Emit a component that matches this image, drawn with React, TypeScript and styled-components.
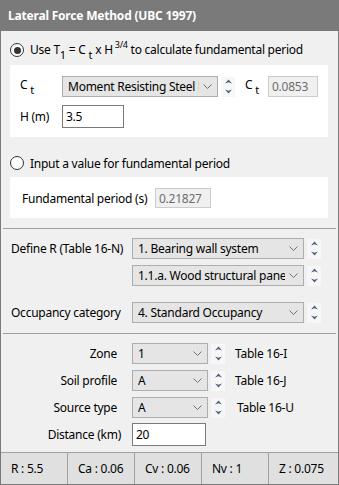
import styled, { createGlobalStyle } from "styled-components";

const Global = createGlobalStyle`
  body {
    margin: 0;
    background: #ffffff;
    font-family: "Noto Sans", "Open Sans", sans-serif;
    font-size: 12px;
    letter-spacing: -0.25px;
    color: #000;
  }
`;

const Window = styled.div`
  width: 339px;
  height: 485px;
  box-sizing: border-box;
  border-left: 1px solid #7a7a7a;
  border-right: 1px solid #7a7a7a;
  background: #f0f0f0;
  display: flex;
  flex-direction: column;
`;

const TitleBar = styled.div`
  height: 31px;
  flex: none;
  background: #7a7a7a;
  color: #fff;
  font-weight: bold;
  font-size: 12px;
  letter-spacing: -0.2px;
  display: flex;
  align-items: center;
  padding-left: 7px;
`;

const RadioRow = styled.label<{ $top: number; $bottom: number }>`
  display: flex;
  align-items: center;
  gap: 6px;
  height: 20px;
  margin: ${(p) => p.$top}px 0 ${(p) => p.$bottom}px 9px;
`;

const RadioCircle = styled.span<{ $checked?: boolean }>`
  width: 14px;
  height: 14px;
  box-sizing: border-box;
  border: 1px solid #333;
  border-radius: 50%;
  background: #fff;
  display: flex;
  align-items: center;
  justify-content: center;
  &::after {
    content: "";
    width: 7px;
    height: 7px;
    border-radius: 50%;
    background: ${(p) => (p.$checked ? "#333" : "transparent")};
  }
`;

const Panel = styled.div<{ $h: number; $top: number; $left: number }>`
  margin-left: 9px;
  width: 318px;
  height: ${(p) => p.$h}px;
  box-sizing: border-box;
  background: #fff;
  display: flex;
  flex-direction: column;
  gap: 8px;
  padding: ${(p) => p.$top}px 0 0 ${(p) => p.$left}px;
`;

const Row = styled.div`
  display: flex;
  align-items: center;
`;

const Label = styled.span<{ $w: number; $pl?: number }>`
  width: ${(p) => p.$w}px;
  box-sizing: border-box;
  padding-left: ${(p) => p.$pl ?? 0}px;
  flex: none;
`;

const RightLabel = styled.span<{ $pad: number }>`
  width: 131px;
  flex: none;
  box-sizing: border-box;
  text-align: right;
  padding-right: ${(p) => p.$pad}px;
`;

const Sub = styled.sub<{ $gap?: number }>`
  font-size: 11px;
  vertical-align: -5px;
  margin-left: ${(p) => p.$gap ?? 3}px;
`;

const Sup = styled.sup`
  font-size: 9px;
  vertical-align: 6px;
  margin-left: 2px;
`;

const Select = styled.div<{ $w: number }>`
  width: ${(p) => p.$w}px;
  height: 21px;
  box-sizing: border-box;
  border: 1px solid #adadad;
  background: #e5e5e5;
  display: flex;
  align-items: center;
  padding: 0 0 0 5px;
  flex: none;
  span {
    flex: 1;
    overflow: hidden;
    white-space: nowrap;
  }
  svg {
    margin: 0 5px 0 4px;
    flex: none;
  }
`;

const TextBox = styled.div<{ $w: number; $h: number; $disabled?: boolean }>`
  width: ${(p) => p.$w}px;
  height: ${(p) => p.$h}px;
  box-sizing: border-box;
  border: 1px solid ${(p) => (p.$disabled ? "#cccccc" : "#7a7a7a")};
  background: ${(p) => (p.$disabled ? "#f0f0f0" : "#fff")};
  color: ${(p) => (p.$disabled ? "#6d6d6d" : "#000")};
  display: flex;
  align-items: center;
  padding-left: 3px;
  flex: none;
`;

const SpinBox = styled.div`
  width: 14px;
  height: 20px;
  margin: 0 2px 0 3px;
  background: #f7f7f7;
  display: flex;
  align-items: center;
  justify-content: center;
  flex: none;
`;

const Separator = styled.div<{ $top: number }>`
  height: 1px;
  background: #a0a0a0;
  margin: ${(p) => p.$top}px 2px 0 2px;
`;

const Block = styled.div<{ $top: number }>`
  display: flex;
  flex-direction: column;
  margin-top: ${(p) => p.$top}px;
`;

const BlockRow = styled(Row)<{ $mt?: number; $indent?: number }>`
  margin-top: ${(p) => p.$mt ?? 0}px;
  padding-left: ${(p) => p.$indent ?? 0}px;
  height: 21px;
`;

const TableNote = styled.span<{ $ml?: number }>`
  margin-left: ${(p) => p.$ml ?? 8}px;
`;

const StatusBar = styled.div`
  margin-top: auto;
  height: 33px;
  box-sizing: border-box;
  border-top: 1px solid #a0a0a0;
  border-bottom: 1px solid #7a7a7a;
  background: #e6e6e6;
  display: grid;
  grid-template-columns: 67px 67px 67px 67px 1fr;
`;

const StatusCell = styled.div`
  display: flex;
  align-items: center;
  padding-left: 10px;
  border-right: 1px solid #a0a0a0;
  background: #e0e0e0;
  &:last-child {
    border-right: none;
  }
`;

const Chevron = () => (
  <svg width="9" height="5" viewBox="0 0 9 5">
    <polyline points="0.5,0.5 4.5,4.5 8.5,0.5" fill="none" stroke="#707070" strokeWidth="1" />
  </svg>
);

const Spinner = () => (
  <SpinBox>
    <svg width="9" height="17" viewBox="0 0 9 17">
      <path d="M1 5.5 L4.5 1.5 L8 5.5 L4.5 4.2 Z" fill="#4d5f80" />
      <path d="M1 11.5 L4.5 15.5 L8 11.5 L4.5 12.8 Z" fill="#4d5f80" />
    </svg>
  </SpinBox>
);

const Combo = ({ w, value }: { w: number; value: string }) => (
  <Select $w={w}>
    <span>{value}</span>
    <Chevron />
  </Select>
);

const status = ["R : 5.5", "Ca : 0.06", "Cv : 0.06", "Nv : 1", "Z : 0.075"];

const App = () => {
  return (
    <>
      <Global />
      <Window>
        <TitleBar>Lateral Force Method (UBC 1997)</TitleBar>

        <RadioRow $top={9} $bottom={5}>
          <RadioCircle $checked />
          <span>
            Use T<Sub $gap={0}>1</Sub> = C<Sub>t</Sub> x H<Sup>3/4</Sup> to calculate fundamental period
          </span>
        </RadioRow>
        <Panel $h={72} $top={11} $left={10}>
          <Row>
            <Label $w={42}>
              C<Sub>t</Sub>
            </Label>
            <Combo w={156} value="Moment Resisting Steel Frame" />
            <Spinner />
            <Label $w={23} style={{ marginLeft: 8 }}>
              C<Sub>t</Sub>
            </Label>
            <TextBox $w={50} $h={21} $disabled>
              0.0853
            </TextBox>
          </Row>
          <Row>
            <Label $w={42}>H (m)</Label>
            <TextBox $w={62} $h={23}>
              3.5
            </TextBox>
          </Row>
        </Panel>

        <RadioRow $top={16} $bottom={4}>
          <RadioCircle />
          <span>Input a value for fundamental period</span>
        </RadioRow>
        <Panel $h={41} $top={11} $left={12}>
          <Row>
            <Label $w={133}>Fundamental period (s)</Label>
            <TextBox $w={56} $h={20} $disabled>
              0.21827
            </TextBox>
          </Row>
        </Panel>

        <Separator $top={10} />

        <Block $top={9}>
          <BlockRow>
            <Label $w={131} $pl={10}>
              Define R (Table 16-N)
            </Label>
            <Combo w={172} value="1. Bearing wall system" />
            <Spinner />
          </BlockRow>
          <BlockRow $mt={6} $indent={131}>
            <Combo w={172} value="1.1.a. Wood structural panel walls" />
            <Spinner />
          </BlockRow>
          <BlockRow $mt={16}>
            <Label $w={131} $pl={10}>
              Occupancy category
            </Label>
            <Combo w={172} value="4. Standard Occupancy" />
            <Spinner />
          </BlockRow>
        </Block>

        <Separator $top={10} />

        <Block $top={9}>
          <BlockRow>
            <RightLabel $pad={15}>Zone</RightLabel>
            <Combo w={76} value="1" />
            <Spinner />
            <TableNote>Table 16-I</TableNote>
          </BlockRow>
          <BlockRow $mt={6}>
            <RightLabel $pad={15}>Soil profile</RightLabel>
            <Combo w={76} value="A" />
            <Spinner />
            <TableNote>Table 16-J</TableNote>
          </BlockRow>
          <BlockRow $mt={6}>
            <RightLabel $pad={15}>Source type</RightLabel>
            <Combo w={76} value="A" />
            <Spinner />
            <TableNote $ml={10}>Table 16-U</TableNote>
          </BlockRow>
          <BlockRow $mt={5} style={{ height: 23 }}>
            <RightLabel $pad={11}>Distance (km)</RightLabel>
            <TextBox $w={74} $h={23}>
              20
            </TextBox>
          </BlockRow>
        </Block>

        <StatusBar>
          {status.map((s) => (
            <StatusCell key={s}>{s}</StatusCell>
          ))}
        </StatusBar>
      </Window>
    </>
  );
};

export default App;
════
▸ **WHAT TO WORK ON**: Write out every line of the preceding listing that contains "components".

▸ **EXERCISE OUTPUT**:
Emit a component that matches this image, drawn with React, TypeScript and styled-components.
import styled, { createGlobalStyle } from "styled-components";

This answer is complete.